▼

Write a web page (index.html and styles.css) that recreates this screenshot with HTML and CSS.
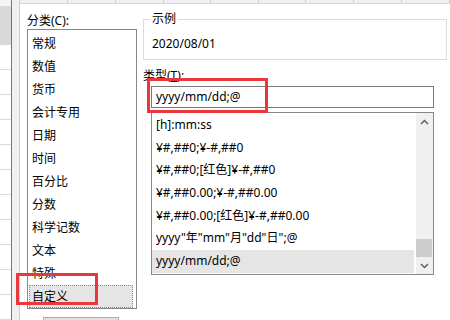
FILE: index.html
```html
<!DOCTYPE html>
<html lang="zh-CN">
<head>
<meta charset="utf-8">
<title>设置单元格格式</title>
<link rel="stylesheet" href="styles.css">
</head>
<body>
<div class="screen">
  <div class="sheet">
    <div class="sheet-top"></div>
    <div class="sheet-head"></div>
    <div class="sheet-row"></div>
    <div class="sheet-row"></div>
    <div class="sheet-row"></div>
    <div class="sheet-row"></div>
    <div class="sheet-row"></div>
    <div class="sheet-row"></div>
    <div class="sheet-row"></div>
    <div class="sheet-row"></div>
    <div class="sheet-row"></div>
    <div class="sheet-row"></div>
    <div class="sheet-row"></div>
  </div>
  <div class="frame-blue"></div>
  <div class="frame-grey"></div>
  <div class="main">
    <div class="colheads">
      <span class="colhead w48"></span>
      <span class="colhead w48"></span>
      <span class="colhead w48"></span>
      <span class="colhead w47"></span>
      <span class="colhead w48"></span>
      <span class="colhead w47"></span>
      <span class="colhead w48"></span>
      <span class="colhead w48"></span>
      <span class="colhead w48"></span>
    </div>
    <div class="dialog">
      <div class="cat-col">
        <div class="label">分类(C):</div>
        <ul class="cat-list">
          <li class="cat-item">常规</li>
          <li class="cat-item">数值</li>
          <li class="cat-item">货币</li>
          <li class="cat-item">会计专用</li>
          <li class="cat-item">日期</li>
          <li class="cat-item">时间</li>
          <li class="cat-item">百分比</li>
          <li class="cat-item">分数</li>
          <li class="cat-item">科学记数</li>
          <li class="cat-item">文本</li>
          <li class="cat-item">特殊</li>
          <li class="cat-item selected">自定义</li>
        </ul>
        <div class="btn"></div>
      </div>
      <div class="fmt-col">
        <fieldset class="sample">
          <legend class="sample-legend">示例</legend>
          <div class="sample-value">2020/08/01</div>
        </fieldset>
        <div class="label type-label">类型(<span class="ul">T</span>):</div>
        <div class="type-input">yyyy/mm/dd;@</div>
        <div class="fmt-list">
          <ul class="fmt-items">
            <li class="fmt-item">[h]:mm:ss</li>
            <li class="fmt-item">¥#,##0;¥-#,##0</li>
            <li class="fmt-item">¥#,##0;[红色]¥-#,##0</li>
            <li class="fmt-item">¥#,##0.00;¥-#,##0.00</li>
            <li class="fmt-item">¥#,##0.00;[红色]¥-#,##0.00</li>
            <li class="fmt-item">yyyy"年"mm"月"dd"日";@</li>
            <li class="fmt-item selected">yyyy/mm/dd;@</li>
          </ul>
          <div class="scrollbar">
            <div class="sb-btn">
              <svg width="9" height="6" viewBox="0 0 9 6"><polyline points="1,5 4.5,1.5 8,5" fill="none" stroke="#606060" stroke-width="1.5"/></svg>
            </div>
            <div class="sb-track"><div class="sb-thumb"></div></div>
            <div class="sb-btn">
              <svg width="9" height="6" viewBox="0 0 9 6"><polyline points="1,1 4.5,4.5 8,1" fill="none" stroke="#606060" stroke-width="1.5"/></svg>
            </div>
          </div>
        </div>
      </div>
    </div>
  </div>
  <div class="mark mark-cat"></div>
  <div class="mark mark-type"></div>
</div>
</body>
</html>
```
FILE: styles.css
```css
* { box-sizing: border-box; }
html, body { margin: 0; padding: 0; background: #fff; }
body {
  font-family: "Noto Sans", "Noto Sans CJK SC", sans-serif;
  font-size: 12px;
  color: #000;
}
.screen {
  position: relative;
  display: flex;
  width: 450px;
  height: 320px;
  overflow: hidden;
}
.sheet { width: 11px; flex: none; background: #fff; }
.sheet-top { height: 6px; background: #f4f4f4; }
.sheet-head { height: 39px; background: #d9d9d9; }
.sheet-row { height: 25px; border-bottom: 1px solid #dadada; }
.frame-blue { width: 1px; flex: none; background: #3c7fd3; }
.frame-grey { width: 8px; flex: none; background: #f0f0f0; border-right: 1px solid #cdcdcd; }
.main { flex: 1; min-width: 0; }
.colheads {
  display: flex;
  height: 4px;
  background: #f0f0f0;
  border-bottom: 1px solid #d6d6d6;
}
.colhead { flex: none; height: 3px; border-right: 1px solid #d0d0d0; }
.w48 { width: 48px; }
.w47 { width: 47px; }
.dialog { display: flex; padding-left: 7px; }
.label { height: 16px; line-height: 16px; white-space: nowrap; }
.cat-col { width: 110px; flex: none; padding-top: 9px; }
.cat-list {
  list-style: none;
  margin: 0;
  height: 280px;
  border: 1px solid #828790;
  padding: 2px 3px 0 1px;
}
.cat-item { height: 23px; line-height: 23px; padding-left: 3px; white-space: nowrap; }
.cat-item.selected { background: #e5e5e5; outline: 1px dotted #8a8a8a; outline-offset: -1px; }
.btn {
  margin: 8px 0 0 16px;
  width: 76px;
  height: 23px;
  border: 1px solid #adadad;
  background: #e1e1e1;
}
.fmt-col { width: 304px; flex: none; margin-left: 6px; padding-top: 7px; }
.sample {
  margin: 0;
  width: 304px;
  border: 1px solid #dcdcdc;
  padding: 9px 8px 7px 8px;
  min-inline-size: 0;
}
.sample-legend { padding: 0 2px; margin-left: -2px; line-height: 16px; }
.sample-value { line-height: 16px; height: 16px; }
.type-label { margin-top: 8px; }
.ul { text-decoration: underline; }
.type-input {
  margin: 2px 0 0 8px;
  width: 283px;
  height: 22px;
  border: 1px solid #7a7a7a;
  padding-left: 4px;
  line-height: 20px;
}
.fmt-list {
  display: flex;
  margin: 4px 0 0 8px;
  width: 283px;
  height: 163px;
  border: 1px solid #828790;
}
.fmt-items {
  list-style: none;
  margin: 0 2px 0 0;
  padding: 1px 0 0 0;
  width: 262px;
  flex: none;
  overflow: hidden;
}
.fmt-item { height: 22.7px; line-height: 22.7px; padding-left: 4px; white-space: nowrap; }
.fmt-item.selected { background: #e5e5e5; }
.scrollbar {
  width: 17px;
  flex: none;
  display: flex;
  flex-direction: column;
  background: #f0f0f0;
}
.sb-btn { height: 17px; flex: none; display: flex; align-items: center; justify-content: center; }
.sb-btn svg { display: block; }
.sb-track { flex: 1; display: flex; flex-direction: column; justify-content: flex-end; }
.sb-thumb { height: 18px; margin: 0 1px 0 0; background: #cdcdcd; }
.mark { position: absolute; border: 3px solid #e8383b; }
.mark-cat { left: 16px; top: 273px; width: 82px; height: 32px; }
.mark-type { left: 147px; top: 78px; width: 121px; height: 35px; }
```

▲

- _INSTRUCTION_: Except for the pictures, give all the material above again verbatim.

- _ANSWER FOR THE TASK_:
Write a web page (index.html and styles.css) that recreates this screenshot with HTML and CSS.
FILE: index.html
```html
<!DOCTYPE html>
<html lang="zh-CN">
<head>
<meta charset="utf-8">
<title>设置单元格格式</title>
<link rel="stylesheet" href="styles.css">
</head>
<body>
<div class="screen">
  <div class="sheet">
    <div class="sheet-top"></div>
    <div class="sheet-head"></div>
    <div class="sheet-row"></div>
    <div class="sheet-row"></div>
    <div class="sheet-row"></div>
    <div class="sheet-row"></div>
    <div class="sheet-row"></div>
    <div class="sheet-row"></div>
    <div class="sheet-row"></div>
    <div class="sheet-row"></div>
    <div class="sheet-row"></div>
    <div class="sheet-row"></div>
    <div class="sheet-row"></div>
  </div>
  <div class="frame-blue"></div>
  <div class="frame-grey"></div>
  <div class="main">
    <div class="colheads">
      <span class="colhead w48"></span>
      <span class="colhead w48"></span>
      <span class="colhead w48"></span>
      <span class="colhead w47"></span>
      <span class="colhead w48"></span>
      <span class="colhead w47"></span>
      <span class="colhead w48"></span>
      <span class="colhead w48"></span>
      <span class="colhead w48"></span>
    </div>
    <div class="dialog">
      <div class="cat-col">
        <div class="label">分类(C):</div>
        <ul class="cat-list">
          <li class="cat-item">常规</li>
          <li class="cat-item">数值</li>
          <li class="cat-item">货币</li>
          <li class="cat-item">会计专用</li>
          <li class="cat-item">日期</li>
          <li class="cat-item">时间</li>
          <li class="cat-item">百分比</li>
          <li class="cat-item">分数</li>
          <li class="cat-item">科学记数</li>
          <li class="cat-item">文本</li>
          <li class="cat-item">特殊</li>
          <li class="cat-item selected">自定义</li>
        </ul>
        <div class="btn"></div>
      </div>
      <div class="fmt-col">
        <fieldset class="sample">
          <legend class="sample-legend">示例</legend>
          <div class="sample-value">2020/08/01</div>
        </fieldset>
        <div class="label type-label">类型(<span class="ul">T</span>):</div>
        <div class="type-input">yyyy/mm/dd;@</div>
        <div class="fmt-list">
          <ul class="fmt-items">
            <li class="fmt-item">[h]:mm:ss</li>
            <li class="fmt-item">¥#,##0;¥-#,##0</li>
            <li class="fmt-item">¥#,##0;[红色]¥-#,##0</li>
            <li class="fmt-item">¥#,##0.00;¥-#,##0.00</li>
            <li class="fmt-item">¥#,##0.00;[红色]¥-#,##0.00</li>
            <li class="fmt-item">yyyy"年"mm"月"dd"日";@</li>
            <li class="fmt-item selected">yyyy/mm/dd;@</li>
          </ul>
          <div class="scrollbar">
            <div class="sb-btn">
              <svg width="9" height="6" viewBox="0 0 9 6"><polyline points="1,5 4.5,1.5 8,5" fill="none" stroke="#606060" stroke-width="1.5"/></svg>
            </div>
            <div class="sb-track"><div class="sb-thumb"></div></div>
            <div class="sb-btn">
              <svg width="9" height="6" viewBox="0 0 9 6"><polyline points="1,1 4.5,4.5 8,1" fill="none" stroke="#606060" stroke-width="1.5"/></svg>
            </div>
          </div>
        </div>
      </div>
    </div>
  </div>
  <div class="mark mark-cat"></div>
  <div class="mark mark-type"></div>
</div>
</body>
</html>
```
FILE: styles.css
```css
* { box-sizing: border-box; }
html, body { margin: 0; padding: 0; background: #fff; }
body {
  font-family: "Noto Sans", "Noto Sans CJK SC", sans-serif;
  font-size: 12px;
  color: #000;
}
.screen {
  position: relative;
  display: flex;
  width: 450px;
  height: 320px;
  overflow: hidden;
}
.sheet { width: 11px; flex: none; background: #fff; }
.sheet-top { height: 6px; background: #f4f4f4; }
.sheet-head { height: 39px; background: #d9d9d9; }
.sheet-row { height: 25px; border-bottom: 1px solid #dadada; }
.frame-blue { width: 1px; flex: none; background: #3c7fd3; }
.frame-grey { width: 8px; flex: none; background: #f0f0f0; border-right: 1px solid #cdcdcd; }
.main { flex: 1; min-width: 0; }
.colheads {
  display: flex;
  height: 4px;
  background: #f0f0f0;
  border-bottom: 1px solid #d6d6d6;
}
.colhead { flex: none; height: 3px; border-right: 1px solid #d0d0d0; }
.w48 { width: 48px; }
.w47 { width: 47px; }
.dialog { display: flex; padding-left: 7px; }
.label { height: 16px; line-height: 16px; white-space: nowrap; }
.cat-col { width: 110px; flex: none; padding-top: 9px; }
.cat-list {
  list-style: none;
  margin: 0;
  height: 280px;
  border: 1px solid #828790;
  padding: 2px 3px 0 1px;
}
.cat-item { height: 23px; line-height: 23px; padding-left: 3px; white-space: nowrap; }
.cat-item.selected { background: #e5e5e5; outline: 1px dotted #8a8a8a; outline-offset: -1px; }
.btn {
  margin: 8px 0 0 16px;
  width: 76px;
  height: 23px;
  border: 1px solid #adadad;
  background: #e1e1e1;
}
.fmt-col { width: 304px; flex: none; margin-left: 6px; padding-top: 7px; }
.sample {
  margin: 0;
  width: 304px;
  border: 1px solid #dcdcdc;
  padding: 9px 8px 7px 8px;
  min-inline-size: 0;
}
.sample-legend { padding: 0 2px; margin-left: -2px; line-height: 16px; }
.sample-value { line-height: 16px; height: 16px; }
.type-label { margin-top: 8px; }
.ul { text-decoration: underline; }
.type-input {
  margin: 2px 0 0 8px;
  width: 283px;
  height: 22px;
  border: 1px solid #7a7a7a;
  padding-left: 4px;
  line-height: 20px;
}
.fmt-list {
  display: flex;
  margin: 4px 0 0 8px;
  width: 283px;
  height: 163px;
  border: 1px solid #828790;
}
.fmt-items {
  list-style: none;
  margin: 0 2px 0 0;
  padding: 1px 0 0 0;
  width: 262px;
  flex: none;
  overflow: hidden;
}
.fmt-item { height: 22.7px; line-height: 22.7px; padding-left: 4px; white-space: nowrap; }
.fmt-item.selected { background: #e5e5e5; }
.scrollbar {
  width: 17px;
  flex: none;
  display: flex;
  flex-direction: column;
  background: #f0f0f0;
}
.sb-btn { height: 17px; flex: none; display: flex; align-items: center; justify-content: center; }
.sb-btn svg { display: block; }
.sb-track { flex: 1; display: flex; flex-direction: column; justify-content: flex-end; }
.sb-thumb { height: 18px; margin: 0 1px 0 0; background: #cdcdcd; }
.mark { position: absolute; border: 3px solid #e8383b; }
.mark-cat { left: 16px; top: 273px; width: 82px; height: 32px; }
.mark-type { left: 147px; top: 78px; width: 121px; height: 35px; }
```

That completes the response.